Effect of 100 mM CaCl₂ and MgCl₂ on elastic and plastic compliances of walls pre-treated with buffer ±PME. Values are means ±SEM (9≤n≤17). Letters indicate statistical difference in one-way ANOVA with post-hoc Tukey test (P<0.05). Replicated three times for MgCl₂ and twice for CaCl₂.

Fig. 5.

Zeta potential of onion wall fragments treated with PME or BSA (box and whiskers plot). Wall fragments were suspended in 20 mM HEPES pH 7.0. Three biological samples with statistical analysis by Student’s t-test.

Fig. 6.

Cell wall swelling caused by PME treatment. (A) Onion scale cross-sections stained with toluidine blue; the wall thickness is marked by black arrows (top).

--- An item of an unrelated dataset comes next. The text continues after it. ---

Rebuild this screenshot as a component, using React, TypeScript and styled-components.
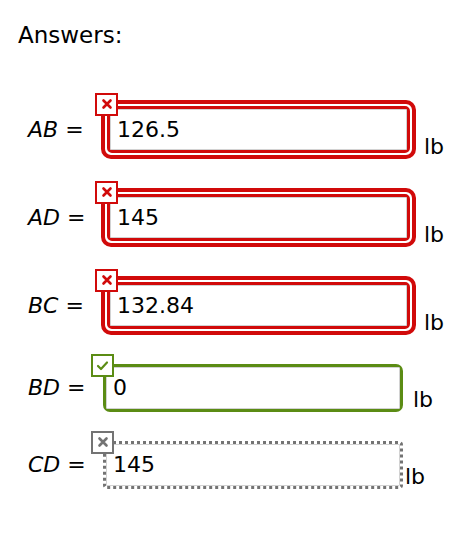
import React from 'react';
import styled, { createGlobalStyle, css } from 'styled-components';

type Status = 'wrong' | 'right' | 'blank';

type Answer = {
    name: string,
    value: string,
    status: Status,
}

const answers: Answer[] = [
    { name: 'AB', value: '126.5', status: 'wrong' },
    { name: 'AD', value: '145', status: 'wrong' },
    { name: 'BC', value: '132.84', status: 'wrong' },
    { name: 'BD', value: '0', status: 'right' },
    { name: 'CD', value: '145', status: 'blank' },
];

const RED = '#d10a0a';
const GREEN = '#5b8c14';
const GRAY = '#737373';

function BadgeIcon({ status }: { status: Status }) {
    if (status === 'right') {
        return (
            <svg width="13" height="13" viewBox="0 0 13 13">
                <polyline points="2,7 5,10 11,3.5" fill="none" stroke={GREEN} strokeWidth="2.2" strokeLinecap="round" strokeLinejoin="round" />
            </svg>
        );
    }
    const color = status === 'wrong' ? RED : GRAY;
    return (
        <svg width="12" height="12" viewBox="0 0 12 12">
            <path d="M2.5 2.5 L9.5 9.5 M9.5 2.5 L2.5 9.5" stroke={color} strokeWidth="2.6" strokeLinecap="round" />
        </svg>
    );
}

export default function App() {
    return (
        <>
            <GlobalStyle />
            <Page>
                <Heading>Answers:</Heading>
                <List>
                    {answers.map(answer => (
                        <Row key={answer.name}>
                            <Label><i>{answer.name}</i> =</Label>
                            <Field status={answer.status}>
                                <Badge status={answer.status}><BadgeIcon status={answer.status} /></Badge>
                                {answer.status === 'wrong' ? (
                                    <InnerRing>
                                        <Input tall={false} defaultValue={answer.value} />
                                    </InnerRing>
                                ) : (
                                    <Input tall defaultValue={answer.value} />
                                )}
                            </Field>
                            <Unit status={answer.status}>lb</Unit>
                        </Row>
                    ))}
                </List>
            </Page>
        </>
    );
}

const GlobalStyle = createGlobalStyle`
    body {
        margin: 0;
        background: #ffffff;
        color: #000000;
        font-family: "DejaVu Sans", Verdana, sans-serif;
    }
`;

const Page = styled.main`
    padding: 22px 0 0 18px;
`;

const Heading = styled.h2`
    margin: 0;
    font-size: 23px;
    font-weight: normal;
    line-height: 1.2;
`;

const List = styled.div`
    display: flex;
    flex-direction: column;
    gap: 29px;
    margin-top: 50px;
`;

const Row = styled.div`
    display: flex;
    align-items: baseline;
    font-size: 22px;
`;

const Label = styled.span`
    width: 85px;
    flex-shrink: 0;
    padding-left: 10px;
    box-sizing: border-box;
    white-space: nowrap;
    i {
        font-style: italic;
    }
`;

const Field = styled.div<{ status: Status }>`
    position: relative;
    display: flex;
    background: #ffffff;
    box-sizing: border-box;
    ${p => p.status === 'wrong' && css`
        width: 315px;
        margin-left: -2px;
        border: 4px solid ${RED};
        border-radius: 10px;
        padding: 2px;
    `}
    ${p => p.status === 'right' && css`
        width: 300px;
        border: 3px solid ${GREEN};
        border-radius: 7px;
    `}
    ${p => p.status === 'blank' && css`
        width: 300px;
        border: 3px dotted ${GRAY};
        border-radius: 4px;
    `}
`;

const InnerRing = styled.div`
    display: flex;
    flex: 1;
    border: 3px solid ${RED};
    border-radius: 5px;
`;

const Input = styled.input<{ tall: boolean }>`
    flex: 1;
    min-width: 0;
    height: ${p => p.tall ? '42px' : '41px'};
    box-sizing: border-box;
    margin: 0;
    padding: 0 6px;
    border: 1px solid #d2d2d2;
    border-radius: 1px;
    background: #ffffff;
    font-family: "DejaVu Sans", Verdana, sans-serif;
    font-size: 22px;
    color: #000000;
    outline: none;
`;

const Badge = styled.span<{ status: Status }>`
    position: absolute;
    z-index: 1;
    width: 23px;
    height: 23px;
    box-sizing: border-box;
    display: flex;
    align-items: center;
    justify-content: center;
    background: #ffffff;
    border: 2px solid ${p => p.status === 'wrong' ? RED : p.status === 'right' ? GREEN : GRAY};
    left: ${p => p.status === 'wrong' ? '-10px' : '-15px'};
    top: ${p => p.status === 'wrong' ? '-11px' : '-13px'};
`;

const Unit = styled.span<{ status: Status }>`
    align-self: flex-end;
    margin-left: ${p => p.status === 'wrong' ? '8px' : p.status === 'right' ? '10px' : '2px'};
`;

Scale bar=20 μm. The binary image was generated using ImageJ; the red line shows the selection for wall thickness measurement (bottom). (B) Wall thickness comparisons at 0 h and 3 h, ±PME treatment. Values are means ±SE (n=20). Student’s t-test (paired, two-tail) was used to assess statistical significance (**P<0.01).

Fig. 7.

PME treatment reduces cellulose microfibril resolution by AFM imaging. (A) Peak force error image of an onion epidermal wall surface in HEPES buffer. Scale bar=20 nm. Distinct cellulose microfibrils and bundles are well resolved by AFM. (B) The same area scanned after PME treatment. The resolution of cellulose microfibrils is reduced while fibrils in the underlying lamella were obscured. Similar results were observed with six biological replicates.

Fig. 8.

Effect of acid pH and PME pre-treatment on stress relaxation spectra of onion epidermal walls. Each curve is the average of 7–8 data sets. Boxed regions show statistically significant difference in relaxation rate. Student’s t-test was used to evaluate statistical significance (*boxed region different at P<0.05). (A) Walls in acidic (pH 4.5) buffer have greater stress relaxation than walls in neutral (pH 6.8) buffer. (B) Stress relaxation spectra of walls after 3 h incubation in 20 mM HEPES pH 7.5 ±PME.

Fig. 9.

Influence of PME treatment on cell wall creep. (A) Addition of 100 μg ml^–1 PME in pH 7.5 HEPES buffer does not induce creep. Walls were incubated in pH 7.5 buffer while clamped on the constant force extensometer. At the time indicated by the arrow, the buffer was exchanged with fresh buffer containing PME. (B) Acid-induced creep of walls pre-treated for 16 h with buffer (solid line) is substantially greater than creep of walls pre-treated for 16 h with PME (dashed line). Curves are averages of six (PME) and nine (buffer- and PME-pre-treated) replicates.